My deepest regrets will always be too personal to share from the pulpit or in front of a group of college students, and that’s probably true for all of us, but God knows them, and it’s because of our regrets, that we have compassion, and the ability to understand and forgive the mistakes of others.
This is Advent. It’s similar to Lent you know. It’s a reflective time. Advent requires us to prepare room for something new to be born, in the form of a baby, who, as I said last week, will need us, need nourishing, need to be held in our arms, need to us to feed him by living a life with him at the center of everything we do, if we’re going to grow up with him all over again this year, discovering along the way that we’re not done growing, as long as we’re alive, God is not done with us.
To prepare him room, is to empty ourselves of all the ways we carry blame, or shame for ourselves and others. Advent is a time to develop our own sense of emptying of the past, and all the regrets, in order to receive the gift that this life, regrets and all.
Hope is the theme for this particular Sunday of Advent. It’s the candle that allows all the others to go out and light up again. Without hope the others will sit in darkness. The lectionary readings are mostly about hope in darkness. Isaiah’s vision is a kind of nirvana, swords into plowshares, spears into pruning hooks; nation shall not lift up sword against nation, written at a time when things were most bleak.
Judgement is another common theme during Advent, Paul and Matthew both bring warnings in this morning’s readings… perhaps as a way to wake us up to this life.
Paulis making an urgent appeal (says my NRSV bible) Besides this, you know what time it is, how it is now the moment for you to wake from sleep.
And Matthews warning echos this through the words of Jesus- warning his listeners that when the end comes they must be ready…..
Then two will be in the field; one will be taken and one will be left.
The NRSV titles this section the necessity for watchfulness, but they might as well call it the necessity to run out of the field and hide under the kitchen table.
But these readings should not breed fear anymore than you should beat yourself up for those regrets in life we all have.
Some churches will warn you to get right with God now so that when the time comes you’ll be safe. Some cling to that understanding of salvation like a shield and judge others who are not ‘believers.”
Others feel complete apathy towards these warnings, understanding them as outdated and unnecessary to story of Jesus today.

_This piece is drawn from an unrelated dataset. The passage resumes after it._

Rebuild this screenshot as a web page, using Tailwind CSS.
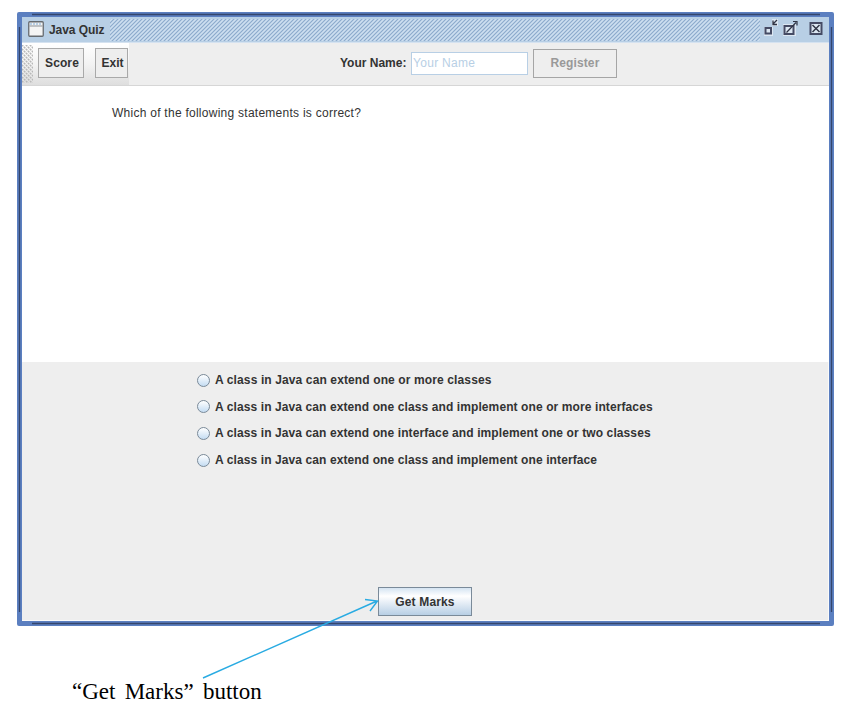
<!DOCTYPE html>
<html lang="en"><head><meta charset="utf-8"><title>Java Quiz</title>
<script src="https://cdn.jsdelivr.net/npm/@tailwindcss/browser@4"></script></head>
<body class="relative h-[722px] w-[852px] overflow-hidden bg-white font-['Liberation_Sans',Arial,sans-serif] text-[12px] leading-[16px] text-[#333]">
<div class="relative ml-[17px] mt-[12px] flex h-[614px] w-[817px] flex-col rounded-[2px] border-[5px] border-[#5b7fc0] bg-[#eeeeee]">
  <header class="flex h-[26px] shrink-0 items-center border-b border-[#d5e2f0] bg-[#b8cfe5] pl-[6px]">
    <svg class="mt-[-1px]" width="16" height="16" viewBox="0 0 16 16"><rect x=".75" y=".75" width="14.500" height="14.500" rx="1" fill="#f4f4f4" stroke="#666b70" stroke-width="1.3"/><path d="M1.500 5H14.500" stroke="#8a8f95"/><path d="M2 3H14" stroke="#b8cfe5" stroke-width="2" stroke-dasharray="2 1"/></svg>
    <h1 class="ml-[5px] w-[61px] whitespace-nowrap font-bold tracking-[-0.08px]">Java Quiz</h1>
    <svg class="h-[22px] w-[650px]" width="650" height="22"><defs><pattern id="hatch" width="4" height="4" patternUnits="userSpaceOnUse"><path d="M-1 5L5 -1" stroke="#8fabcd" stroke-width="1"/><path d="M-1 3L3 -1M1 5L5 1" stroke="#d3e2f2" stroke-width=".8"/></pattern></defs><rect width="650" height="22" fill="url(#hatch)"/></svg>
    <svg class="ml-[4px] mt-[-1px]" width="65" height="22" viewBox="0 0 65 22" fill="none">
      <path d="M0 9h9v9H0zM8 1h6v7H8z" fill="#dce7f2"/><rect x="1.500" y="10" width="5.500" height="5.500" stroke="#454b64" stroke-width="2"/><path d="M13 2L9.500 5.500M9 2.500v4h4" stroke="#303546" stroke-width="1.3"/>
      <path d="M19 6h13v12H19z" fill="#dce7f2"/><rect x="20.500" y="8" width="9" height="8" stroke="#454b64" stroke-width="2"/><path d="M22.500 14.500L32 4.500M29 3.500h4v4" stroke="#303546" stroke-width="1.2"/>
      <rect x="46.500" y="5" width="11" height="11" fill="#dce7f2" stroke="#454b64" stroke-width="2"/><path d="M48.500 7l7 7m0-7l-7 7" stroke="#303546" stroke-width="1.5"/>
    </svg>
  </header>
  <nav class="flex h-[43px] shrink-0 items-center border-b border-[#d6d6d6] bg-[#eeeeee] font-bold">
    <div class="flex h-full w-[107px] items-center bg-linear-to-b from-white via-[#f3f3f3] to-[#dedede]">
      <svg class="h-[38px] w-[11px] shrink-0" width="11" height="38"><defs><pattern id="grip" width="4" height="4" patternUnits="userSpaceOnUse"><path d="M0 0h1.500v1.500H0zM2 2h1.500v1.500H2z" fill="#b8b8b8"/><path d="M0 4L4 0" stroke="#d2d2d2" stroke-width=".7"/></pattern></defs><rect width="11" height="38" fill="url(#grip)"/></svg>
      <button class="ml-[5px] mt-[-2px] h-[30px] w-[46px] border border-[#a9a9a9] bg-[#eeeeee] pl-[2px] tracking-[0.1px]">Score</button>
      <button class="ml-[11px] mt-[-2px] h-[30px] w-[33px] border border-[#a9a9a9] bg-[#eeeeee] pl-[2px]">Exit</button>
    </div>
    <label class="ml-[211px] mt-[-2px] w-[71px] whitespace-nowrap" for="name">Your Name:</label>
    <input id="name" class="mt-[-2px] h-[23px] w-[117px] border border-[#b8cfe5] bg-white px-[1px] font-normal tracking-[0.3px] placeholder:text-[#b8cfe5] placeholder:opacity-100" placeholder="Your Name">
    <button class="ml-[5px] mt-[-2px] h-[29px] w-[84px] border border-[#a5a5a5] tracking-[0.1px] text-[#999]">Register</button>
  </nav>
  <main class="h-[276px] shrink-0 bg-white pl-[90px] pt-[19px]"><p class="whitespace-nowrap tracking-[0.26px]">Which of the following statements is correct?</p></main>
  <section class="flex grow flex-col border-b border-r border-[#fafafa] pl-[175px] pt-[10px] font-bold">
    <div class="flex h-[225px] flex-col gap-[10.700px]">
      <label class="flex h-[16px] items-center whitespace-nowrap"><span class="mr-[5px] h-[13px] w-[13px] rounded-full border border-[#7a8a99] bg-linear-to-b from-white to-[#c4dcf2]"></span><span class="tracking-[0.12px]">A class in Java can extend one or more classes</span></label>
      <label class="flex h-[16px] items-center whitespace-nowrap"><span class="mr-[5px] h-[13px] w-[13px] rounded-full border border-[#7a8a99] bg-linear-to-b from-white to-[#c4dcf2]"></span><span class="tracking-[0.1px]">A class in Java can extend one class and implement one or more interfaces</span></label>
      <label class="flex h-[16px] items-center whitespace-nowrap"><span class="mr-[5px] h-[13px] w-[13px] rounded-full border border-[#7a8a99] bg-linear-to-b from-white to-[#c4dcf2]"></span><span class="tracking-[0.1px]">A class in Java can extend one interface and implement one or two classes</span></label>
      <label class="flex h-[16px] items-center whitespace-nowrap"><span class="mr-[5px] h-[13px] w-[13px] rounded-full border border-[#7a8a99] bg-linear-to-b from-white to-[#c4dcf2]"></span><span class="tracking-[0.1px]">A class in Java can extend one class and implement one interface</span></label>
    </div>
    <button class="ml-[181px] mt-[-10px] h-[29px] w-[94px] shrink-0 border border-[#7a8a99] bg-linear-to-b from-[#d5e4f2] via-white via-30% to-[#b8cfe5] tracking-[0.15px]">Get Marks</button>
  </section>
  <svg class="pointer-events-none absolute left-[-5px] top-[-5px]" width="817" height="614" fill="none" stroke="#34466c" stroke-width="1.3"><path d="M15 2.500H803M15 611.500H803M2.500 15V600M814.500 15V600"/></svg>
</div>
<p class="ml-[72px] mt-[52px] whitespace-nowrap font-['Liberation_Serif','Times_New_Roman',serif] text-[23px] leading-[28px] text-black [word-spacing:3.5px]">“Get Marks” button</p>
<svg class="pointer-events-none absolute left-0 top-0" width="852" height="722" fill="none" stroke="#29abe2" stroke-width="1.4"><path d="M203 678L377 601M365 599.500L377.500 601L370 611"/></svg>
</body></html>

But there’s a third option, and it lives in what it means to cultivate joy. Joy is our overarching theme for all of Advent this year. Joy lives in what it means, to prepare him room. It lives in what it means to let go of all the blame and all the shame that gets in the way of emptying our hearts in order to prepare room, by cultivating the kind of life that God wants us all to live for loves own sake, for love made flesh in the birth of this most human and divine baby.
Do you hear the overtones of advent and lent being similar… to prepare our hearts for the birth of something new, we must do a kind of inventory of the things that get in our way…

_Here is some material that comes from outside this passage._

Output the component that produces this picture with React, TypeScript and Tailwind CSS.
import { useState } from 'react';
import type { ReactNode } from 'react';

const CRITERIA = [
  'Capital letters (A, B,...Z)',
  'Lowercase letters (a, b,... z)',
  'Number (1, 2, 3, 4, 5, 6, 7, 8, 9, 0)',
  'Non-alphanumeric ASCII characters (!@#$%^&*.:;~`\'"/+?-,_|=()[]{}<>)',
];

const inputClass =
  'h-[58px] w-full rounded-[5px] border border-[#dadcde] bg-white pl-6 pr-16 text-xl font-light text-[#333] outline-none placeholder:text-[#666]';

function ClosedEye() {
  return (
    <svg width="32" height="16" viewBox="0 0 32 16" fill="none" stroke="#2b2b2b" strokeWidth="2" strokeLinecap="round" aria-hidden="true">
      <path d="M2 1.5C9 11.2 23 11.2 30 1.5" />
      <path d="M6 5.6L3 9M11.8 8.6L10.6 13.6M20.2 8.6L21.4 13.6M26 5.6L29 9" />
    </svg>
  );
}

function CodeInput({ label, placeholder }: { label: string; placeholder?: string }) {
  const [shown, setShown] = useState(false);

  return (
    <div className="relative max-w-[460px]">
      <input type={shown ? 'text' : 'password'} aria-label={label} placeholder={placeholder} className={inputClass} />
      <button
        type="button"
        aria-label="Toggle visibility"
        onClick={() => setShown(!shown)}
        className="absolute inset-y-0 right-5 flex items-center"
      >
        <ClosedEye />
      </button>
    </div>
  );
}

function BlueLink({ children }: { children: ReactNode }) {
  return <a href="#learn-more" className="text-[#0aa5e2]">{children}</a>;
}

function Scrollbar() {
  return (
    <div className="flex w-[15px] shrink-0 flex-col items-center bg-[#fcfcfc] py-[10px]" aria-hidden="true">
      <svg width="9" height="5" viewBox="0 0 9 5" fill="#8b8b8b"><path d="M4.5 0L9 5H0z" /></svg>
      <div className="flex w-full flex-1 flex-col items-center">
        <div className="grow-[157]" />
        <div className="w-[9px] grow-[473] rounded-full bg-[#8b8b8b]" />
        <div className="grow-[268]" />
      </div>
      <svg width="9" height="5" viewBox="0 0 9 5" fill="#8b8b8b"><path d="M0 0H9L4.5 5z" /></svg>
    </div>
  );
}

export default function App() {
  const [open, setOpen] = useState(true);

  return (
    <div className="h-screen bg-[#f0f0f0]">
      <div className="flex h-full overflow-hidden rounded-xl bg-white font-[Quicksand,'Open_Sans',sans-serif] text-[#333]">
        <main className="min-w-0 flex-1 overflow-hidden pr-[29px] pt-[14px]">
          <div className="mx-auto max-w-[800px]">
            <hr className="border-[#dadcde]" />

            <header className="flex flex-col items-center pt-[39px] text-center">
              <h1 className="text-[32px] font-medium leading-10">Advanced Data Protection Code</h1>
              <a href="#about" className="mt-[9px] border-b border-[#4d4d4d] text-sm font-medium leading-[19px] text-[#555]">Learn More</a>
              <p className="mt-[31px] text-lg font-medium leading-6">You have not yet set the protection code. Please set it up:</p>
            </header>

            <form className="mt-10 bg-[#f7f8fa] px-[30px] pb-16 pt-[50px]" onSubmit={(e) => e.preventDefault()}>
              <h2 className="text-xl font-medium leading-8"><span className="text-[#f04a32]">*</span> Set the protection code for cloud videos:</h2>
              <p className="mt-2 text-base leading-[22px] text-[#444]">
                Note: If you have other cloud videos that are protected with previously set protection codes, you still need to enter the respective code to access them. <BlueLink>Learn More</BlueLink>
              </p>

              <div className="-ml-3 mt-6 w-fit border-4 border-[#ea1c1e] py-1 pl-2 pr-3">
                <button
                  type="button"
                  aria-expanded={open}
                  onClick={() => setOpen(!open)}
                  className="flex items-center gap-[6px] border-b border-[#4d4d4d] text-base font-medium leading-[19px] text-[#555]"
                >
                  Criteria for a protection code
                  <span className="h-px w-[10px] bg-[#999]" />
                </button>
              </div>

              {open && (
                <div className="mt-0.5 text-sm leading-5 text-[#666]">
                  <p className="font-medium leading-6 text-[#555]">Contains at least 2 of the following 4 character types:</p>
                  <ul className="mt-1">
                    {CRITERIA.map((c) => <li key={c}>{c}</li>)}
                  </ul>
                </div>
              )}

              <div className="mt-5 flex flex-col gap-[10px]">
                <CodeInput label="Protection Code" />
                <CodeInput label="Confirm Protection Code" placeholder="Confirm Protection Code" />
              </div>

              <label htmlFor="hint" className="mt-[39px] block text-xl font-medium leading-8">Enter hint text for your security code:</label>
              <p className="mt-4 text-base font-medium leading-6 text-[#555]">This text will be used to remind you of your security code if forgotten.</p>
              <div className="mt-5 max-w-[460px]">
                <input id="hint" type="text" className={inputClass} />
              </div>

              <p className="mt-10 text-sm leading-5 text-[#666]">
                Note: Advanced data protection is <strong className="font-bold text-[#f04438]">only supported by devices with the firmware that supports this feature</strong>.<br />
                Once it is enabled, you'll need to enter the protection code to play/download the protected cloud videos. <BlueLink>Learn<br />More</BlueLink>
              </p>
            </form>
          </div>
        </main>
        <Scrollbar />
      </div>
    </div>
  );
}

Happiness is the stuff the world is selling, and I’m not saying you shouldn’t feel happy, but joy is a gift from God and runs deeper. Joy is cultivated by understanding this life, with all of its sorrows and suffering as the very thing that connects us with joy. The design given to us by God is that life includes pain, suffering and sadness. The more we deny it, or spiritually bypass it by jumping to ideas like faith, the more we rob ourselves of joy. It’s a paradox. It’s our greatest paradox. The more we try to bottle up joy for it’s own sake the less we will experience it. The more we live like Christ, with eyes wide open to the suffering in the world, leading us to compassion, the more we experience joy. Jesus held banquets and appreciating the senses of our bodies through food and drink, not as a way to escape the suffering, but as a way of giving thanks for the blessings that are around us. Blessings we become acutely aware of the more we recognize with compassion the suffering and sadness within and around us.
These are the three central pillars of joy….according to the book I’m reading; I added God to each pillar-
To reframe our life, including our regrets, as an opportunity to be closer to God, our ability to express our gratitude to God an our choice to be kind and generous to others, because of God.

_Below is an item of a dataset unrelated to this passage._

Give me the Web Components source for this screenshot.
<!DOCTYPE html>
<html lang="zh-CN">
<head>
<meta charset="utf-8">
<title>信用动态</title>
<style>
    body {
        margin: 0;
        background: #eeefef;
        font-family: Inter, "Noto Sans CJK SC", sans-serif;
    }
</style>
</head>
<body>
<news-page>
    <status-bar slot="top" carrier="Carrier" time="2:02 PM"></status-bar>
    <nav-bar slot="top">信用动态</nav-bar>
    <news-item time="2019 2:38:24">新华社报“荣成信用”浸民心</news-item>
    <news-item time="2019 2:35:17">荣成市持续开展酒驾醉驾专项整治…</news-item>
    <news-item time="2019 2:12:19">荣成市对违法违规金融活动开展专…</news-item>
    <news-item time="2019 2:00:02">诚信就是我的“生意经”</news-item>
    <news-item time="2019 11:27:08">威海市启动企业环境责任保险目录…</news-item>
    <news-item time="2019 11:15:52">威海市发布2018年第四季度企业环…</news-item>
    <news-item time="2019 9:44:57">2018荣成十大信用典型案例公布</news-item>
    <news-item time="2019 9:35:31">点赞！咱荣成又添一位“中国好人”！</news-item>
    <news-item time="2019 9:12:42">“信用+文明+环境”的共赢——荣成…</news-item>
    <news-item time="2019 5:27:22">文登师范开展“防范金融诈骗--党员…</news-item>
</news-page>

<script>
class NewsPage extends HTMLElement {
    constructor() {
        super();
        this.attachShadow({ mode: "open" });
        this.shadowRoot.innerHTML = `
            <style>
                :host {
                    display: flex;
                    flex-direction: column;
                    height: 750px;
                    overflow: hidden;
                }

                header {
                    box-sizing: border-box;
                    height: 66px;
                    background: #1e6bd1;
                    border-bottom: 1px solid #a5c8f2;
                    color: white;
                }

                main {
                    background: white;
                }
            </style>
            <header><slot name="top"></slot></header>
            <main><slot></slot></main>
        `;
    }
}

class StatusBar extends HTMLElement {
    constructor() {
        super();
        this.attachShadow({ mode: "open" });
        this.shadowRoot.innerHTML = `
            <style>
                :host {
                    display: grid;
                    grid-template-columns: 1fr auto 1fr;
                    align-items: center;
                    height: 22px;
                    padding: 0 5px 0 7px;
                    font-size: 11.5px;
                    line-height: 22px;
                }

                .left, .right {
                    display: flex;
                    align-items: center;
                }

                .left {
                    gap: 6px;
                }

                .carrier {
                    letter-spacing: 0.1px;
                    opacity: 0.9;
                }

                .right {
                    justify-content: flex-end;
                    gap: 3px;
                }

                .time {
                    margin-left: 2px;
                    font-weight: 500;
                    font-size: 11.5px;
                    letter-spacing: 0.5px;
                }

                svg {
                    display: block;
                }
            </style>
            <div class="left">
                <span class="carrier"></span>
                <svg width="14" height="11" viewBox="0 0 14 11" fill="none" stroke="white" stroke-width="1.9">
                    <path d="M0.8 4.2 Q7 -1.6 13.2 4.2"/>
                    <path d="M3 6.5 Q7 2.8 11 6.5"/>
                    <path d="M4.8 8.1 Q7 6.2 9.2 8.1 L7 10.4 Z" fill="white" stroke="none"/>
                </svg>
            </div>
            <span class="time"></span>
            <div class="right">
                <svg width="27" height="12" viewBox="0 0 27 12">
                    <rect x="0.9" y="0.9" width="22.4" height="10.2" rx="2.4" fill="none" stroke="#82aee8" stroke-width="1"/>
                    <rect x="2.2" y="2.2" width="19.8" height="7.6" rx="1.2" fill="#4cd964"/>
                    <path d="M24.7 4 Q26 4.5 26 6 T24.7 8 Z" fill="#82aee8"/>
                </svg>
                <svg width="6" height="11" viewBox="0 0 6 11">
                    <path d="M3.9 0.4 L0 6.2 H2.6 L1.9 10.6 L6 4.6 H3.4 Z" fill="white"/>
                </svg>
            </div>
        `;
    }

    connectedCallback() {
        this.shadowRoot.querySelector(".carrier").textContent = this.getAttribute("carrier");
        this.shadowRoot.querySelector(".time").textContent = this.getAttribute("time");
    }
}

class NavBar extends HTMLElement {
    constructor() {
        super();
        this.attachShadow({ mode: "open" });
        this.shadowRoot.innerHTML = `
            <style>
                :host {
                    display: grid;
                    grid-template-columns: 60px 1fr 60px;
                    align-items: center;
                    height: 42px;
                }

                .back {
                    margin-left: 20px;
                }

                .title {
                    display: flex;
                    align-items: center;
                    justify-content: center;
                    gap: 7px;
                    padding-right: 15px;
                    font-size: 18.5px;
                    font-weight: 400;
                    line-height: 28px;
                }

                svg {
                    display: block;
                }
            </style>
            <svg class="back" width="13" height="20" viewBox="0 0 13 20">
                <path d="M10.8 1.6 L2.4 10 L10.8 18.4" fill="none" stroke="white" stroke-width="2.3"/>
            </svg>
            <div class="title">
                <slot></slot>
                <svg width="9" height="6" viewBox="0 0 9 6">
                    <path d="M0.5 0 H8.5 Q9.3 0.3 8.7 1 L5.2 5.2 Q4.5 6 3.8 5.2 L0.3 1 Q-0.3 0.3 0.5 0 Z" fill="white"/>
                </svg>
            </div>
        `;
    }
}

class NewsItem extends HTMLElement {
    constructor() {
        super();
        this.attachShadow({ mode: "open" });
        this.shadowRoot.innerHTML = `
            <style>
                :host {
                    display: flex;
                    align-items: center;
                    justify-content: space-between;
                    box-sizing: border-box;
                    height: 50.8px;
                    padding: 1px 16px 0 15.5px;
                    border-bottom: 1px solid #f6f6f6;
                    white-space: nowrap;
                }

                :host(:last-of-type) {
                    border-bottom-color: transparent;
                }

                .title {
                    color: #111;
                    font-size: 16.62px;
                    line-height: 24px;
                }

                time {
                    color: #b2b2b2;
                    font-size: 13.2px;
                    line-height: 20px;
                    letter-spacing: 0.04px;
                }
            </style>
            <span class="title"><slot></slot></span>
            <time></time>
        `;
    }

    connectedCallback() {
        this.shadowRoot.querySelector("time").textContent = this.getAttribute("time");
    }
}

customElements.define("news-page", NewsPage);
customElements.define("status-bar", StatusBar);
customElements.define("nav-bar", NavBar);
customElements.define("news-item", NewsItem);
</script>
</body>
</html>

There was an article last weekIn light of Thanksgiving this past week the Times published an article titled Thanks Mom and Dad; a collection of small articles by people whose parents had a significant influence on how they live their lives. Each had a subtitle, and the one that struck me most was by Timothy Shriver, titled Faith. I knew the Shriver family had done a few great things, but I did realize the extent of it until I read the article. They founded Head Start, Special Olympics, the Peace Corps, Upward Bound, Job Corps, Community Action and the Community of Caring and more….I don’t know what half of those are, but it’s quite impressive list….and it was all born out of the way they lived out their faith. Shriver goes on to describe his mother and fathers faith as different expressions of the same faith. For this father, faith was all about justice. The ultimate meaning making was about bringing a reign of justice to earth. not unlike the words of Isaiah and the psalm you heard this morning….
But his mother's faith was rooted in people, that everybody counted equally, every human life had dignity.
Both of these expressions of faith are the way Jesus lived his life and calls on us to live ours. By seeking out and helping to bring God’s justice to an unjust world, and perhaps doing so because we believe as Christ did, that every life is precious in the eyes of God.
He ends the article, and I’ll end this sermon, with his words, because I believe they eloquently describe the most effective way to cultivate joy in our lives as we prepare him room once again…
My parents gave me, when I was a young child, the capacity, the hunger, the chance to be in love with God. I love the Eucharist. I love Sacraments. I love ritual. I go every day if I can, sometimes twice. But I’m not focused on dogma. I’m much more interested in the inner life that my tradition opens me to. To me, faith is the search for understanding of self and my role in the universe and how to be present every day in a way that’s open, flowing, loving and ultimately peaceful.
Ultimately, God is in everything, right? So be in love with all things — with life, with death, with the fork in the road, with the moment, with the day. That’s the prize. Be in love with all things.